鞘は黒呂地に腰部分だけ若狭塗とし、境界を斜切下げ。 「帯刀したとき、帯の下からも若狭塗が見えるようにして欲しい」とご依頼をいただいたので若狭塗の範囲を通常よりも少し広くとっています。 栗形周りの刃方には鞘下地が破れにくくなるよう水牛の角を埋没して補強しています。 鞘尻には縁頭と揃い図柄の本肥後図鐺金具を付け補強。今後長くご愛用いただける堅牢な鞘に仕上がりました。

脇差 銘非公開/43センチ

脇差 銘非公開/43センチ

昭和51年に山梨県で登録の御刀です。銘非公開。刃渡り43センチ、反り1センチ。
拵付きの御刀ですが、大刀と揃えた拵に新調をしました。

鍔はご依頼者様持込のものです。大刀と同じ寸法のものですがお客様のご希望により掛けています。 茎に対して茎穴が大き過ぎたため責タガネでは足りず責金をしてガタなく止めました。

柄長はご依頼者様指定の16センチ。こちらは白鮫の親粒の付いたところを短冊に着せました。縁頭・目貫・柄巻は大刀と揃いのものです。

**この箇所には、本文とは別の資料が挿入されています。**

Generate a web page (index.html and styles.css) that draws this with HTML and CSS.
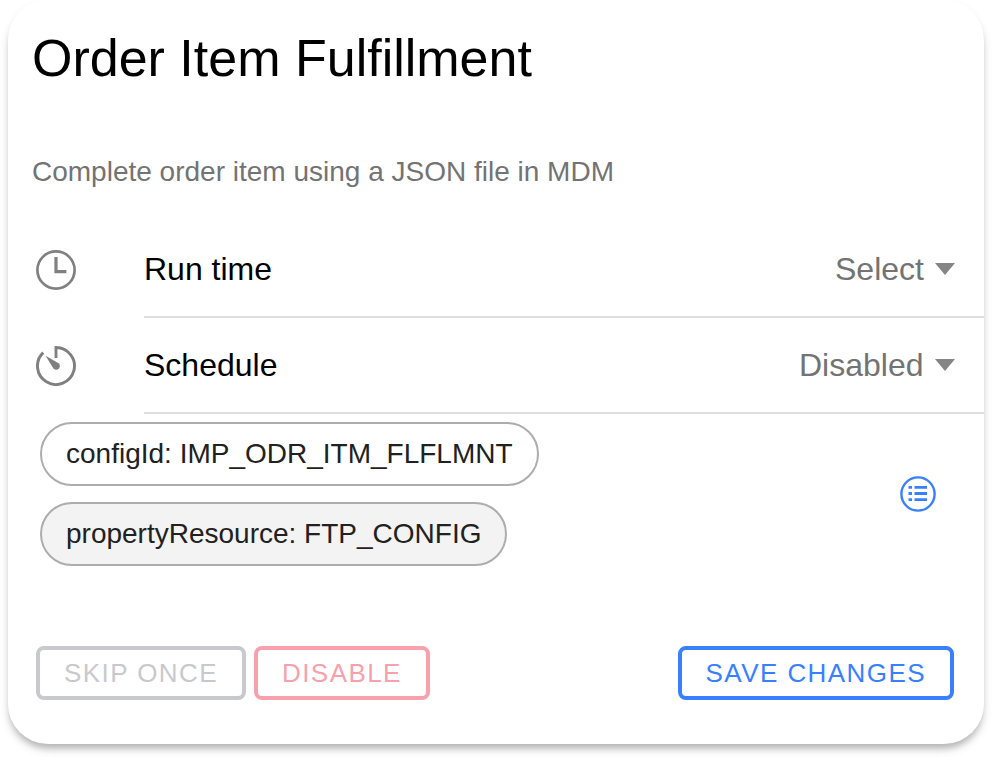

鞘も大刀と揃いの黒呂地腰若狭塗です。 境界は若狭塗を刃方から棟方へ長く切り下げるため刀部では斜切下げ(はすきりさげ)と呼んでご案内をしています。逆に棟方から刃方へ長く切り上げるのは斜切上げ(はすきりあげ)になります。

実は鞘塗は、大刀・脇差ともに黒呂地ではなく黒石目地でご依頼をいただいていましたが、誤って黒呂地で納品をしてしまいました。しかしこれはこれで良いとご寛容をいただくことができました。ご厚意に深謝いたします。

大刀 工作内容詳細

※表示する価格は受注当時のものです

価格
210,000円台
御刀
銘非公開、二尺四寸六分
ハバキ
銀地一重腰祐乗はばき(呑込深め)
切羽
型切羽 銀仕上げ
持込品
柄下地
製作(標準作)
柄長
27センチ
柄地
鮫皮 腹合着
柄巻
鶯色正絹糸 諸捻巻(標準作)
縁頭
K-045-MBR2 真鍮地 二重山路図
目貫
M-002-MBR3 真鍮地 梅図
鞘下地
製作(標準作)
鞘塗
黒呂地腰若狭塗斜切下げ
工作
刃方補強
栗形
位置通常
下緒
正絹糸竜甲組下緒 昼夜(黒・白)
鞘尻
C-045-MBR2 真鍮地 本肥後図

脇差 工作内容詳細

※表示する価格は受注当時のものです

価格
150,000円台
御刀
銘非公開、43センチ
ハバキ
現状のもの
切羽
型切羽 銀仕上げ
持込品、責金
柄下地
製作(標準作)
柄長
16センチ
柄地
鮫皮 短冊着(親粒付、白)
柄巻
鶯色正絹糸 諸捻巻(標準作)-
縁頭
K-045-MBR2 真鍮地 二重山路図
目貫
M-002-MBR3 真鍮地 梅図
鞘下地
製作(標準作)
鞘塗
黒呂地腰若狭塗斜切下げ
栗形
位置通常
下緒
正絹糸竜甲組下緒 昼夜(黒・白)
鞘尻
C-045-MBR2 真鍮地 本肥後図

お客様の声

本日大小拵が到着いたしました。
大小とも色合いや姿を含め大変美しい仕上がりで、非常に嬉しく思います。
振り心地も最高でした。

ただ一点、切返し塗の鐺側は黒石目塗(並)でお願いしておりましたが、黒呂塗となっておりました。
石目塗りとの切返しは難しかったのでしょうか。